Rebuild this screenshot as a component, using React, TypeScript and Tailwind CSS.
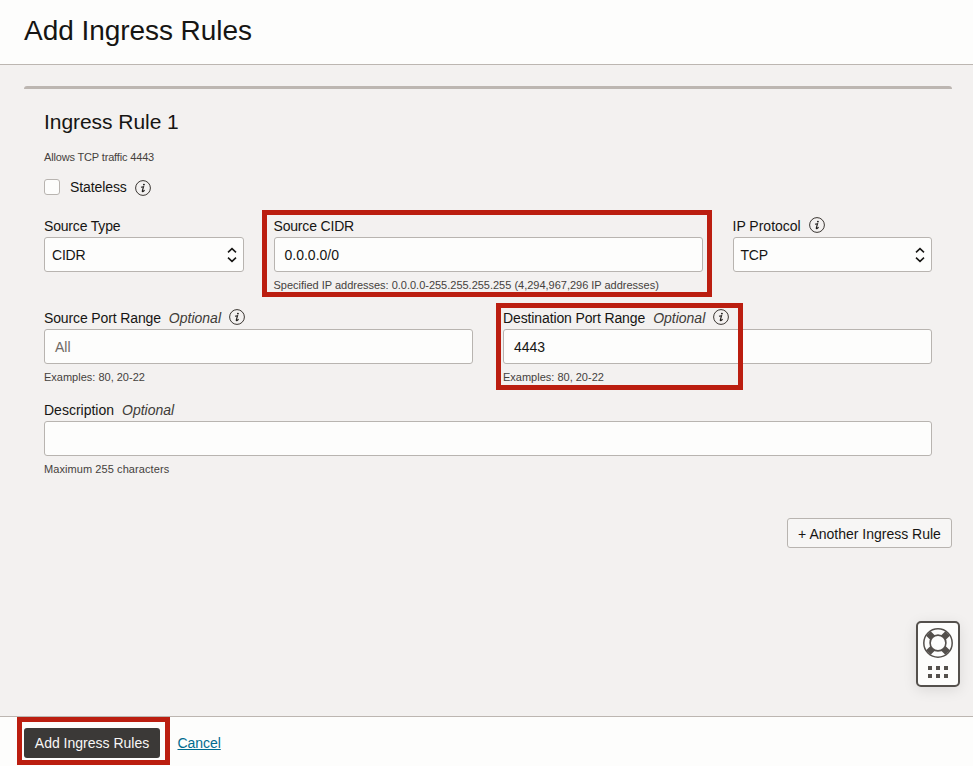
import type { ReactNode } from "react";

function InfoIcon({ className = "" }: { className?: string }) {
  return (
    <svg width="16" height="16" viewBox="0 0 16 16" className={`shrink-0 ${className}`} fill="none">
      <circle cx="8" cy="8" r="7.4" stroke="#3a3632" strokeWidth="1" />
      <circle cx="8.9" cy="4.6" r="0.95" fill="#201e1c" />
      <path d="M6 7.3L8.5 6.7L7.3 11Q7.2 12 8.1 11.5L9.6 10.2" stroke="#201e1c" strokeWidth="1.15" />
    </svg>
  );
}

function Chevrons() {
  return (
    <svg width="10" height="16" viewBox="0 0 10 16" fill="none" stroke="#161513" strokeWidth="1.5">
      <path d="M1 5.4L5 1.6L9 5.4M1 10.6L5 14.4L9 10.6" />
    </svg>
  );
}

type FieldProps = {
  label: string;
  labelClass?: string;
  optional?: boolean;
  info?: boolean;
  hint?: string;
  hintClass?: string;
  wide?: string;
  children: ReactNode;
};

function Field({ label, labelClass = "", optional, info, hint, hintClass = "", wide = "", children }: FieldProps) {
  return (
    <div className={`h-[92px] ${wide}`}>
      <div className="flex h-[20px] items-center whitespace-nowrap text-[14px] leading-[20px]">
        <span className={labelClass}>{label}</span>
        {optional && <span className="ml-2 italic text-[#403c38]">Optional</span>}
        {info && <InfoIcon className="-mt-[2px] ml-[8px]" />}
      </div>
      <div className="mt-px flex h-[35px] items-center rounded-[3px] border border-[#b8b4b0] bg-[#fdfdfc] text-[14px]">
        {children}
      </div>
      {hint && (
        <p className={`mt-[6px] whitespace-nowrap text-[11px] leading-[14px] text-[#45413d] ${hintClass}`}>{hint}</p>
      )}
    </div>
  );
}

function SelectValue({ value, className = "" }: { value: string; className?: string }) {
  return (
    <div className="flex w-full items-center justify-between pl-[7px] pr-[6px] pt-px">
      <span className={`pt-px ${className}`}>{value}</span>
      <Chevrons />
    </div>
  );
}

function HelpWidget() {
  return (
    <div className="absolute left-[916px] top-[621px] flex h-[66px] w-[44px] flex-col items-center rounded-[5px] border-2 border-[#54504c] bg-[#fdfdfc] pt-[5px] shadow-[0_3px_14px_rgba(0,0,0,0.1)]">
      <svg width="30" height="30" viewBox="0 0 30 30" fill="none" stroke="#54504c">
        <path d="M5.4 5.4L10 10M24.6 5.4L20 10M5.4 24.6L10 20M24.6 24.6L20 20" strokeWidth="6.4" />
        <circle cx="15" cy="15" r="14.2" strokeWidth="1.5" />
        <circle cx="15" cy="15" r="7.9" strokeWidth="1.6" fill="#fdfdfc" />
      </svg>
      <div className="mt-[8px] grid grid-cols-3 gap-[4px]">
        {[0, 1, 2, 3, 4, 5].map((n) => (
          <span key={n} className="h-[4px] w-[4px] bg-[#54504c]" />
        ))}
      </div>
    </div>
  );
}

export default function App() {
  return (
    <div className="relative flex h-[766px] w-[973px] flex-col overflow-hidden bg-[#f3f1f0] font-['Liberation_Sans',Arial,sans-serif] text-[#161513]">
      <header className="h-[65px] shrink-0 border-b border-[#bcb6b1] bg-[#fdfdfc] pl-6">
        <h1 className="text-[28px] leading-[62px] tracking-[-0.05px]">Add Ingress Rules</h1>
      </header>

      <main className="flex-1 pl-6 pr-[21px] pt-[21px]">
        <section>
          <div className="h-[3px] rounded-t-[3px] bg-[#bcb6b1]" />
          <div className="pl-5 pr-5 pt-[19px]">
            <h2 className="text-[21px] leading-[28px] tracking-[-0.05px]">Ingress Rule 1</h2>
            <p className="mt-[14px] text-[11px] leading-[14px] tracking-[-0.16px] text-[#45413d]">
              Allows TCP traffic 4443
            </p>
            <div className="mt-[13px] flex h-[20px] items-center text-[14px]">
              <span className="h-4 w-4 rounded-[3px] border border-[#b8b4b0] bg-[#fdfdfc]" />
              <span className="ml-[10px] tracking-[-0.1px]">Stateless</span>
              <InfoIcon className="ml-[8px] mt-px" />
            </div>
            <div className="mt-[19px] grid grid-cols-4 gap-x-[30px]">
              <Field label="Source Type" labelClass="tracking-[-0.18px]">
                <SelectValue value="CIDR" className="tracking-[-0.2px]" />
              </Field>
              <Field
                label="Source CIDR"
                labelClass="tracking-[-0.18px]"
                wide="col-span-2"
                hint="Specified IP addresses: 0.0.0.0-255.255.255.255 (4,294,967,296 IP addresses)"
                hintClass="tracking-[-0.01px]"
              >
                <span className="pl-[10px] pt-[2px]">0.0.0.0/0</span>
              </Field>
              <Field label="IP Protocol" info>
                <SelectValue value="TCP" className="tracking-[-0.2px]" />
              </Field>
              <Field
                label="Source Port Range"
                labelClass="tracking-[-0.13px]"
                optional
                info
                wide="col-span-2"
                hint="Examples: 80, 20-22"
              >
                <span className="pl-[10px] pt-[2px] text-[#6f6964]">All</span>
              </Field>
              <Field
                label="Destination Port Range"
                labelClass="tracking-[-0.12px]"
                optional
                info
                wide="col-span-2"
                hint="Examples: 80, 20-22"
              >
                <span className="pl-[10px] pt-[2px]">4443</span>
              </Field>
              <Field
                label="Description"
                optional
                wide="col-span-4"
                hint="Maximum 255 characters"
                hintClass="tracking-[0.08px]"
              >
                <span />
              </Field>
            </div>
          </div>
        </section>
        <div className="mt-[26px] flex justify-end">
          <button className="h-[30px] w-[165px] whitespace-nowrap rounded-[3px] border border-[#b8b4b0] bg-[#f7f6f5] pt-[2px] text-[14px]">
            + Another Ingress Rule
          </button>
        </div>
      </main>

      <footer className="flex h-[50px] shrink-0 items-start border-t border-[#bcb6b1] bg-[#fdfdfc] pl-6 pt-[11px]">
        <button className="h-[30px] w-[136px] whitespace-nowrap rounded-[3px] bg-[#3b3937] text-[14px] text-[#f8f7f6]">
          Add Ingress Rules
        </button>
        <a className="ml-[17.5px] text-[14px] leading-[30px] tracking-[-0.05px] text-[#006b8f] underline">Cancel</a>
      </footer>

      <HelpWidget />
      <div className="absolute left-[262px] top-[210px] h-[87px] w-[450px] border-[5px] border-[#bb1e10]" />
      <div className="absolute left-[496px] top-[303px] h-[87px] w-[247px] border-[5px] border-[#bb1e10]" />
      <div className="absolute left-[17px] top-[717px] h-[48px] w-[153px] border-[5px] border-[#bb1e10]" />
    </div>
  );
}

◇ ◇ ◇ ◇ ◇ ◇ ◇

_Aim_. Copy the listing exactly. Any image in it stays out of the copy.

_Full output_.
Rebuild this screenshot as a component, using React, TypeScript and Tailwind CSS.
import type { ReactNode } from "react";

function InfoIcon({ className = "" }: { className?: string }) {
  return (
    <svg width="16" height="16" viewBox="0 0 16 16" className={`shrink-0 ${className}`} fill="none">
      <circle cx="8" cy="8" r="7.4" stroke="#3a3632" strokeWidth="1" />
      <circle cx="8.9" cy="4.6" r="0.95" fill="#201e1c" />
      <path d="M6 7.3L8.5 6.7L7.3 11Q7.2 12 8.1 11.5L9.6 10.2" stroke="#201e1c" strokeWidth="1.15" />
    </svg>
  );
}

function Chevrons() {
  return (
    <svg width="10" height="16" viewBox="0 0 10 16" fill="none" stroke="#161513" strokeWidth="1.5">
      <path d="M1 5.4L5 1.6L9 5.4M1 10.6L5 14.4L9 10.6" />
    </svg>
  );
}

type FieldProps = {
  label: string;
  labelClass?: string;
  optional?: boolean;
  info?: boolean;
  hint?: string;
  hintClass?: string;
  wide?: string;
  children: ReactNode;
};

function Field({ label, labelClass = "", optional, info, hint, hintClass = "", wide = "", children }: FieldProps) {
  return (
    <div className={`h-[92px] ${wide}`}>
      <div className="flex h-[20px] items-center whitespace-nowrap text-[14px] leading-[20px]">
        <span className={labelClass}>{label}</span>
        {optional && <span className="ml-2 italic text-[#403c38]">Optional</span>}
        {info && <InfoIcon className="-mt-[2px] ml-[8px]" />}
      </div>
      <div className="mt-px flex h-[35px] items-center rounded-[3px] border border-[#b8b4b0] bg-[#fdfdfc] text-[14px]">
        {children}
      </div>
      {hint && (
        <p className={`mt-[6px] whitespace-nowrap text-[11px] leading-[14px] text-[#45413d] ${hintClass}`}>{hint}</p>
      )}
    </div>
  );
}

function SelectValue({ value, className = "" }: { value: string; className?: string }) {
  return (
    <div className="flex w-full items-center justify-between pl-[7px] pr-[6px] pt-px">
      <span className={`pt-px ${className}`}>{value}</span>
      <Chevrons />
    </div>
  );
}

function HelpWidget() {
  return (
    <div className="absolute left-[916px] top-[621px] flex h-[66px] w-[44px] flex-col items-center rounded-[5px] border-2 border-[#54504c] bg-[#fdfdfc] pt-[5px] shadow-[0_3px_14px_rgba(0,0,0,0.1)]">
      <svg width="30" height="30" viewBox="0 0 30 30" fill="none" stroke="#54504c">
        <path d="M5.4 5.4L10 10M24.6 5.4L20 10M5.4 24.6L10 20M24.6 24.6L20 20" strokeWidth="6.4" />
        <circle cx="15" cy="15" r="14.2" strokeWidth="1.5" />
        <circle cx="15" cy="15" r="7.9" strokeWidth="1.6" fill="#fdfdfc" />
      </svg>
      <div className="mt-[8px] grid grid-cols-3 gap-[4px]">
        {[0, 1, 2, 3, 4, 5].map((n) => (
          <span key={n} className="h-[4px] w-[4px] bg-[#54504c]" />
        ))}
      </div>
    </div>
  );
}

export default function App() {
  return (
    <div className="relative flex h-[766px] w-[973px] flex-col overflow-hidden bg-[#f3f1f0] font-['Liberation_Sans',Arial,sans-serif] text-[#161513]">
      <header className="h-[65px] shrink-0 border-b border-[#bcb6b1] bg-[#fdfdfc] pl-6">
        <h1 className="text-[28px] leading-[62px] tracking-[-0.05px]">Add Ingress Rules</h1>
      </header>

      <main className="flex-1 pl-6 pr-[21px] pt-[21px]">
        <section>
          <div className="h-[3px] rounded-t-[3px] bg-[#bcb6b1]" />
          <div className="pl-5 pr-5 pt-[19px]">
            <h2 className="text-[21px] leading-[28px] tracking-[-0.05px]">Ingress Rule 1</h2>
            <p className="mt-[14px] text-[11px] leading-[14px] tracking-[-0.16px] text-[#45413d]">
              Allows TCP traffic 4443
            </p>
            <div className="mt-[13px] flex h-[20px] items-center text-[14px]">
              <span className="h-4 w-4 rounded-[3px] border border-[#b8b4b0] bg-[#fdfdfc]" />
              <span className="ml-[10px] tracking-[-0.1px]">Stateless</span>
              <InfoIcon className="ml-[8px] mt-px" />
            </div>
            <div className="mt-[19px] grid grid-cols-4 gap-x-[30px]">
              <Field label="Source Type" labelClass="tracking-[-0.18px]">
                <SelectValue value="CIDR" className="tracking-[-0.2px]" />
              </Field>
              <Field
                label="Source CIDR"
                labelClass="tracking-[-0.18px]"
                wide="col-span-2"
                hint="Specified IP addresses: 0.0.0.0-255.255.255.255 (4,294,967,296 IP addresses)"
                hintClass="tracking-[-0.01px]"
              >
                <span className="pl-[10px] pt-[2px]">0.0.0.0/0</span>
              </Field>
              <Field label="IP Protocol" info>
                <SelectValue value="TCP" className="tracking-[-0.2px]" />
              </Field>
              <Field
                label="Source Port Range"
                labelClass="tracking-[-0.13px]"
                optional
                info
                wide="col-span-2"
                hint="Examples: 80, 20-22"
              >
                <span className="pl-[10px] pt-[2px] text-[#6f6964]">All</span>
              </Field>
              <Field
                label="Destination Port Range"
                labelClass="tracking-[-0.12px]"
                optional
                info
                wide="col-span-2"
                hint="Examples: 80, 20-22"
              >
                <span className="pl-[10px] pt-[2px]">4443</span>
              </Field>
              <Field
                label="Description"
                optional
                wide="col-span-4"
                hint="Maximum 255 characters"
                hintClass="tracking-[0.08px]"
              >
                <span />
              </Field>
            </div>
          </div>
        </section>
        <div className="mt-[26px] flex justify-end">
          <button className="h-[30px] w-[165px] whitespace-nowrap rounded-[3px] border border-[#b8b4b0] bg-[#f7f6f5] pt-[2px] text-[14px]">
            + Another Ingress Rule
          </button>
        </div>
      </main>

      <footer className="flex h-[50px] shrink-0 items-start border-t border-[#bcb6b1] bg-[#fdfdfc] pl-6 pt-[11px]">
        <button className="h-[30px] w-[136px] whitespace-nowrap rounded-[3px] bg-[#3b3937] text-[14px] text-[#f8f7f6]">
          Add Ingress Rules
        </button>
        <a className="ml-[17.5px] text-[14px] leading-[30px] tracking-[-0.05px] text-[#006b8f] underline">Cancel</a>
      </footer>

      <HelpWidget />
      <div className="absolute left-[262px] top-[210px] h-[87px] w-[450px] border-[5px] border-[#bb1e10]" />
      <div className="absolute left-[496px] top-[303px] h-[87px] w-[247px] border-[5px] border-[#bb1e10]" />
      <div className="absolute left-[17px] top-[717px] h-[48px] w-[153px] border-[5px] border-[#bb1e10]" />
    </div>
  );
}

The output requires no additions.